Thousands of men and women in a special military program, including some University of Minnesota international students and alumni, are now closer to getting their U.S. citizenship through service.
Following a recent suit against the Department of Defense, legal non-immigrants enlisted in the Military Accessions Vital to National Interest program were notified Oct. 25 that the department would, once again, be compelled to file and acknowledge soldiers' drill attendance — a requirement on participants' paths to citizenship.
MAVNI is a part of the military that lets skilled legal non-immigrants obtain U.S. citizenship after serving four to six years, said Linda Aaker, an attorney with the University Student Legal Services. In June 2016, the DOD tried to change existing naturalization requirements for enlistees.
“Prior to the MAVNI fiasco, those in the select ready reserves only had to do one day of service to get certification,” Aaker said. “That was the law. The DOD tried to say they needed to do basic training plus a year of service.”
Brad Lim, MAVNI enlistee and a University computer science graduate, is one of the 2,000 recruits affected by this decision.
Lim said the department wasn't going to take any more citizenship documents from soldiers who filed them after Oct. 13, but MAVNI reserve soldiers who haven’t yet registered their documents can now do so.
The DOD’s refusal would have rendered soldiers unable to file an N-426, one of the two documents needed to apply for naturalization. This would make soldiers unable to get the U.S. citizenship they were promised, according to court documents.
Kirwa v.
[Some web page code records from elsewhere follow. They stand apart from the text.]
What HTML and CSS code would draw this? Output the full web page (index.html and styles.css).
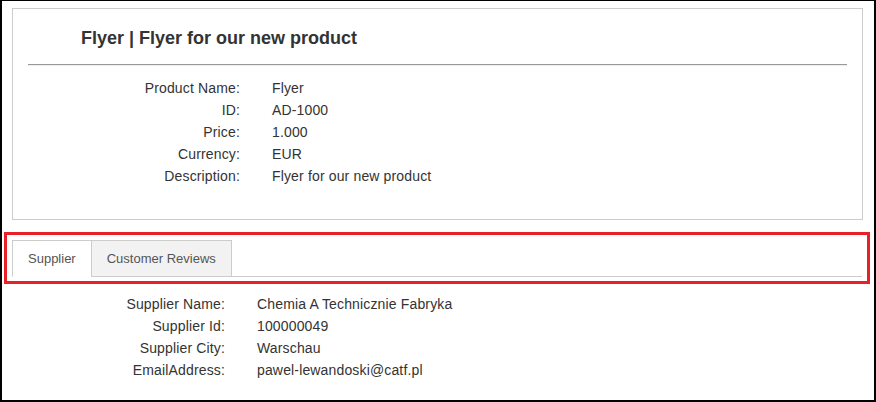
FILE: index.html
```html
<!DOCTYPE html>
<html>
<head>
<meta charset="utf-8">
<link rel="stylesheet" href="styles.css">
</head>
<body>
<div class="frame">
  <div class="panel">
    <h1 class="title">Flyer | Flyer for our new product</h1>
    <div class="rule"></div>
    <dl class="fields product">
      <dt>Product Name:</dt><dd>Flyer</dd>
      <dt>ID:</dt><dd>AD-1000</dd>
      <dt>Price:</dt><dd>1.000</dd>
      <dt>Currency:</dt><dd>EUR</dd>
      <dt>Description:</dt><dd>Flyer for our new product</dd>
    </dl>
  </div>
  <div class="highlight">
    <div class="tabs">
      <div class="tab active">Supplier</div>
      <div class="tab">Customer Reviews</div>
    </div>
  </div>
  <dl class="fields supplier">
    <dt>Supplier Name:</dt><dd>Chemia A Technicznie Fabryka</dd>
    <dt>Supplier Id:</dt><dd>100000049</dd>
    <dt>Supplier City:</dt><dd>Warschau</dd>
    <dt>EmailAddress:</dt><dd>pawel-lewandoski@catf.pl</dd>
  </dl>
</div>
</body>
</html>
```

FILE: styles.css
```css
* { box-sizing: border-box; }
html, body { margin: 0; padding: 0; background: #fff; }
body {
  font-family: "Liberation Sans", Arial, sans-serif;
  color: #333;
}
.frame {
  width: 876px;
  height: 402px;
  border: 2px solid #000;
  border-top-width: 1px;
  overflow: hidden;
}
.panel {
  margin: 7px 11px 0 10px;
  height: 212px;
  border: 1px solid #ccc;
  padding-top: 19px;
}
.title {
  margin: 0 0 16px 0;
  padding-left: 68px;
  font-size: 18px;
  line-height: 20px;
  font-weight: bold;
  color: #333;
}
.rule {
  margin: 0 15px 11px 15px;
  border-top: 1px solid #999;
  border-bottom: 1px solid #eee;
}
.fields {
  display: grid;
  column-gap: 32px;
  margin: 0;
  font-size: 14px;
  line-height: 22px;
  letter-spacing: 0.15px;
}
.fields dt { text-align: right; margin: 0; }
.fields dd { margin: 0; }
.product { grid-template-columns: 227px 1fr; }
.highlight {
  margin: 12px 4px 0 2px;
  height: 52px;
  border: 3px solid #e8202a;
  padding: 5px 5px 0 5px;
}
.tabs {
  display: flex;
  border-bottom: 1px solid #ccc;
  height: 37px;
}
.tab {
  height: 37px;
  padding: 0 15px;
  font-size: 13px;
  line-height: 35px;
  color: #555;
  background: #f2f2f2;
  border: 1px solid #ccc;
}
.tab.active {
  background: #fff;
  border-right: 0;
  border-bottom-color: #fff;
}
.supplier {
  grid-template-columns: 223px 1fr;
  margin-top: 9px;
}
```
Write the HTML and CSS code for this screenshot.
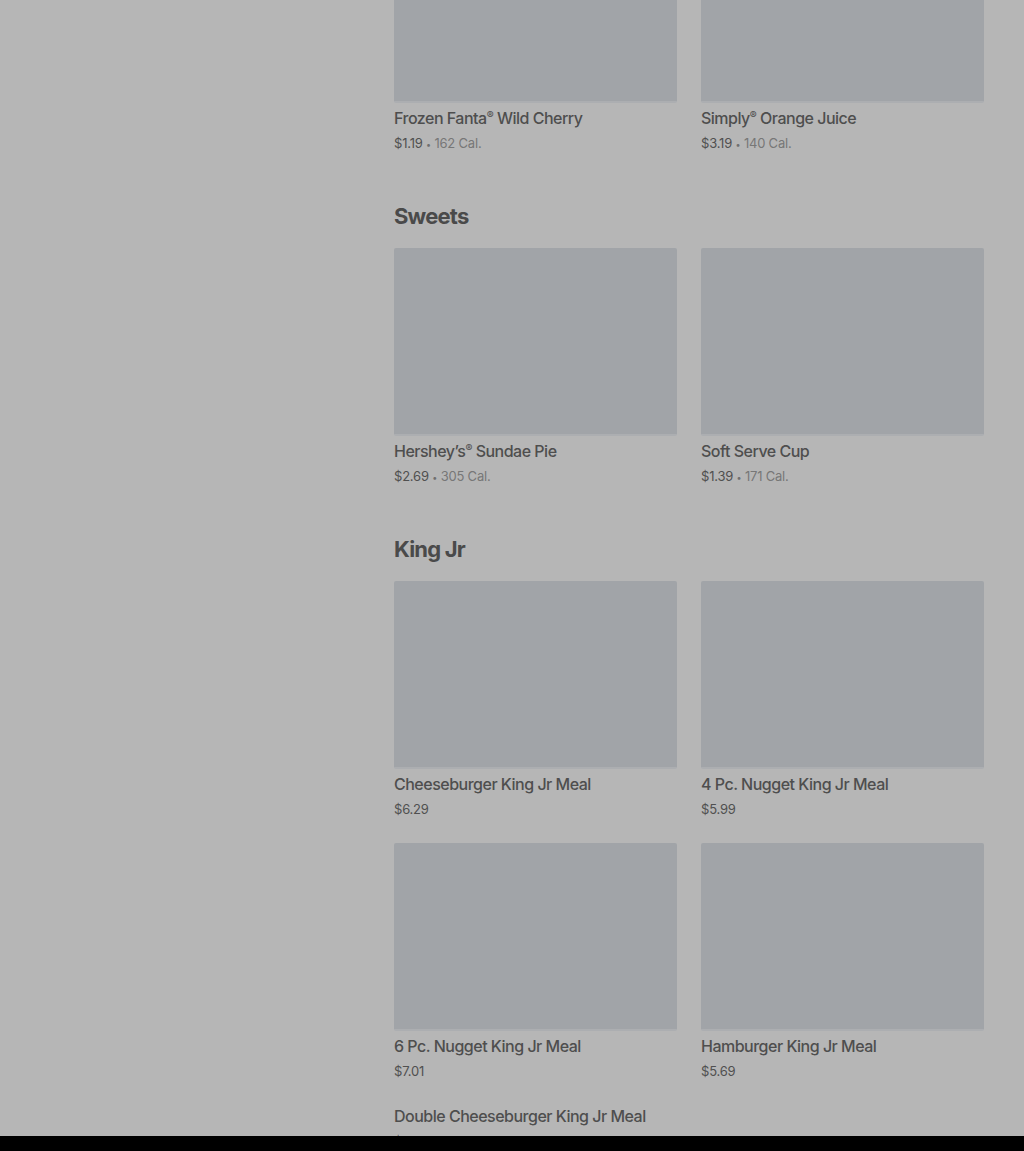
FILE: index.html
```html
<!DOCTYPE html>
<html lang="en">

<head>
  <meta charset="UTF-8" />
  <meta name="viewport" content="width=device-width, initial-scale=1.0" />
  <title>Menu</title>
  <link rel="stylesheet" href="styles.css">
</head>

<body>
  <div class="page">
    <aside class="sidebar"></aside>

    <main class="menu">
      <section class="section first">
        <div class="grid">
          <div class="item">
            <div class="thumb"></div>
            <p class="name">Frozen Fanta<span class="reg">®</span> Wild Cherry</p>
            <p class="meta"><span class="price">$1.19</span> <span class="dot">•</span> <span class="cal">162 Cal.</span></p>
          </div>
          <div class="item">
            <div class="thumb"></div>
            <p class="name">Simply<span class="reg">®</span> Orange Juice</p>
            <p class="meta"><span class="price">$3.19</span> <span class="dot">•</span> <span class="cal">140 Cal.</span></p>
          </div>
        </div>
      </section>

      <section class="section">
        <h2 class="section-title">Sweets</h2>
        <div class="grid">
          <div class="item">
            <div class="thumb"></div>
            <p class="name">Hershey’s<span class="reg">®</span> Sundae Pie</p>
            <p class="meta"><span class="price">$2.69</span> <span class="dot">•</span> <span class="cal">305 Cal.</span></p>
          </div>
          <div class="item">
            <div class="thumb"></div>
            <p class="name">Soft Serve Cup</p>
            <p class="meta"><span class="price">$1.39</span> <span class="dot">•</span> <span class="cal">171 Cal.</span></p>
          </div>
        </div>
      </section>

      <section class="section">
        <h2 class="section-title">King Jr</h2>
        <div class="grid">
          <div class="item">
            <div class="thumb"></div>
            <p class="name">Cheeseburger King Jr Meal</p>
            <p class="meta"><span class="price">$6.29</span></p>
          </div>
          <div class="item">
            <div class="thumb"></div>
            <p class="name">4 Pc. Nugget King Jr Meal</p>
            <p class="meta"><span class="price">$5.99</span></p>
          </div>
          <div class="item">
            <div class="thumb"></div>
            <p class="name">6 Pc. Nugget King Jr Meal</p>
            <p class="meta"><span class="price">$7.01</span></p>
          </div>
          <div class="item">
            <div class="thumb"></div>
            <p class="name">Hamburger King Jr Meal</p>
            <p class="meta"><span class="price">$5.69</span></p>
          </div>
          <div class="item">
            <p class="name">Double Cheeseburger King Jr Meal</p>
            <p class="meta"><span class="price">$6.89</span></p>
          </div>
        </div>
      </section>
    </main>
  </div>

  <div class="bottom-bar"></div>
</body>

</html>
```

FILE: styles.css
```css
body {
  margin: 0;
  background-color: #b6b6b6;
  color: #4b4b4b;
  font-family: Inter, "Noto Sans", sans-serif;
}

.page {
  display: flex;
  gap: 24px;
  padding-right: 40px;
}

.sidebar {
  width: 370px;
  flex-shrink: 0;
}

.menu {
  flex: 1;
  margin-top: -85px;
}

.section {
  margin-top: 45px;
}

.section.first {
  margin-top: 0;
}

.section-title {
  margin: 0 0 16px;
  font-size: 22px;
  line-height: 32px;
  font-weight: 700;
  letter-spacing: -0.8px;
  color: #4a4a4a;
}

.grid {
  display: grid;
  grid-template-columns: 1fr 1fr;
  column-gap: 24px;
  row-gap: 24px;
}

.thumb {
  height: 186px;
  background-color: #a1a4a8;
  border-bottom: 2px solid #acaeb1;
  border-radius: 2px;
}

.name {
  margin: 0;
  font-size: 16px;
  line-height: 22px;
  font-weight: 500;
  letter-spacing: -0.5px;
  color: #4e4e4e;
}

.thumb + .name {
  margin-top: 4px;
}

.reg {
  font-size: 0.65em;
  vertical-align: 0.45em;
  line-height: 0;
}

.meta {
  margin: 4px 0 0;
  font-size: 13px;
  line-height: 20px;
  letter-spacing: -0.2px;
}

.price {
  color: #505050;
}

.dot {
  font-size: 9px;
  color: #6f6f6f;
}

.cal {
  color: #777777;
}

.bottom-bar {
  position: fixed;
  left: 0;
  right: 0;
  bottom: 0;
  height: 15px;
  background-color: #000000;
}
```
U.S. Department of Defense, one of many lawsuits being processed against the DOD, concerns specific complaints that the DOD attempted to unjustly refuse to certify or file soldiers’ naturalization papers.
The judge’s decision will let MAVNI reserve soldiers finish part of their naturalization process, court documents say.
The class certification issued by U.S. District Judge Ellen Segal Huvelle said her legal order would apply to all MAVNI reservists in similar situations. This includes University students who are MAVNI reserve soldiers trying to file their N-426 documents.
Lim said he filed his N-426 several months ago and has completed required weekend drills once a month since he enlisted in December 2015. Before the lawsuits, the DOD wasn't going to count these drills as honorable service — which would have prevented Lim from filing his N-426, he said.
Now, the department will once again qualify these drills as honorable service.
Hyunkyu Park is a recent psychology graduate from the University and a MAVNI reserve soldier who enlisted in May 2016. He had not filed his N-426 yet and was almost denied eligibility to fill out the document.
If the DOD had succeeded in refusing to acknowledge honorable service from MAVNI reservists, Park would have had to serve in the Korean military just as all Korean male citizens are required to do after becoming an adult, he said.
“I have to go back to Korea … if they don't let me fill out the N-426,” Park said. “If they hadn’t been stopped, I would have [an] army problem in Korea.”